There is however a 3rd-party module named line-by-line where pause does pause the line events until it is resumed.

var LineByLineReader = require('line-by-line'),
    lr = new LineByLineReader('big_file.txt');

lr.on('error', function (err) {
  // 'err' contains error object
});

lr.on('line', function (line) {
  // pause emitting of lines...
  lr.pause();

  // ...do your asynchronous line processing..
  setTimeout(function () {

      // ...and continue emitting lines.
      lr.resume();
  }, 100);
});

lr.on('end', function () {
  // All lines are read, file is closed now.
});

(I have no affiliation with the module, just found it useful for dealing with this issue.)

Alexander O'Mara
  • 58,688
  • 18
  • 163
  • 171
  • Thanks for this answer. Out of interest, how common is such a requirement? I'm parsing an 80GB CSV that needs to be streamed to a server. what other use-cases are there? – Zach Smith Jul 18 '17 at 19:31
  • 3
    @ZachSmith I found being able to pause and resume at will very useful for when the callback cannot or should not be completed synchronously (say, inserting lines into a database). If you are reading lines faster than you can process them, you could queue up too many requests and run out of memory. – Alexander O'Mara Jul 19 '17 at 06:50
  • My use case is reading a large-ish (<100MB) file in which ordering is important (header, data, data, data, header, data, data, ...) into a MySQL stream that queries the database every few thousand lines. – Michał Tatarynowicz Jan 13 '21 at 10:18
11

So, it turns out that the readline stream tends to "drip" (i.e., leak a few extra lines) even after a pause(). The documentation does not make this clear, but it's true.

If you want the pause() toggle to appear immediate, you'll have to create your own line buffer and accumulate the leftover lines yourself.

4

add some points:

.on('pause', function() {
    console.log(numlines)
})

You will get the 5. It mentioned in the node.js document :

  • The input stream is not paused and receives the SIGCONT event. (See events SIGTSTP and SIGCONT)

So, I created a tmp buffer in the line event. Use a flag to determine whether it is triggered paused.

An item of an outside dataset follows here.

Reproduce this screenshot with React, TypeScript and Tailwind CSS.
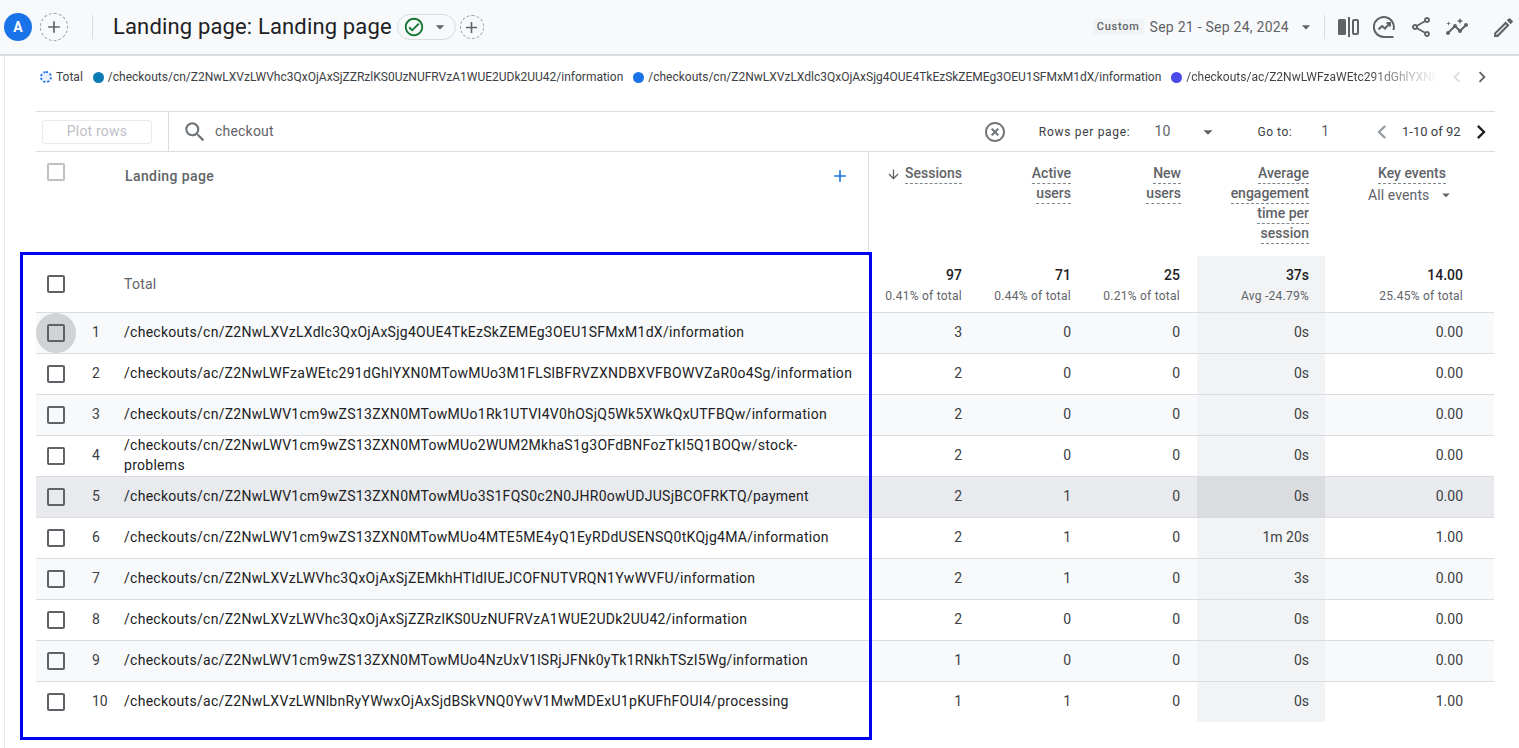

.on('line', function(line) {
   if (paused) {
      putLineInBulkTmp(line);
   } else {
      putLineInBulk(line);
   }
}

then in the on pause, and resume:

.on('pause', function() {
    paused = true;
    doSomething(bulk, function(resp) {
        // clean up bulk for the next.
        bulk = [];
        // clone tmp buffer.
        bulk = clone(bulktmp);
        bulktmp = [];
        lr.resume();
    });
})
.on('resume', () => {
  paused = false;
})

Use this way to handle this kind of situation.

Yang Young
  • 602
  • 5
  • 6
  • 1
    I think there is a possibility to lose some data in between `bulk = clone(bulktmp);` and `lr.resume();` – I.K. Sep 25 '19 at 09:33
0

You can adjust the amount of internal buffering readline performs by through highwaterMark. See https://nodejs.org/api/stream.html#buffering

Ken Lin
  • 1,819
  • 21
  • 21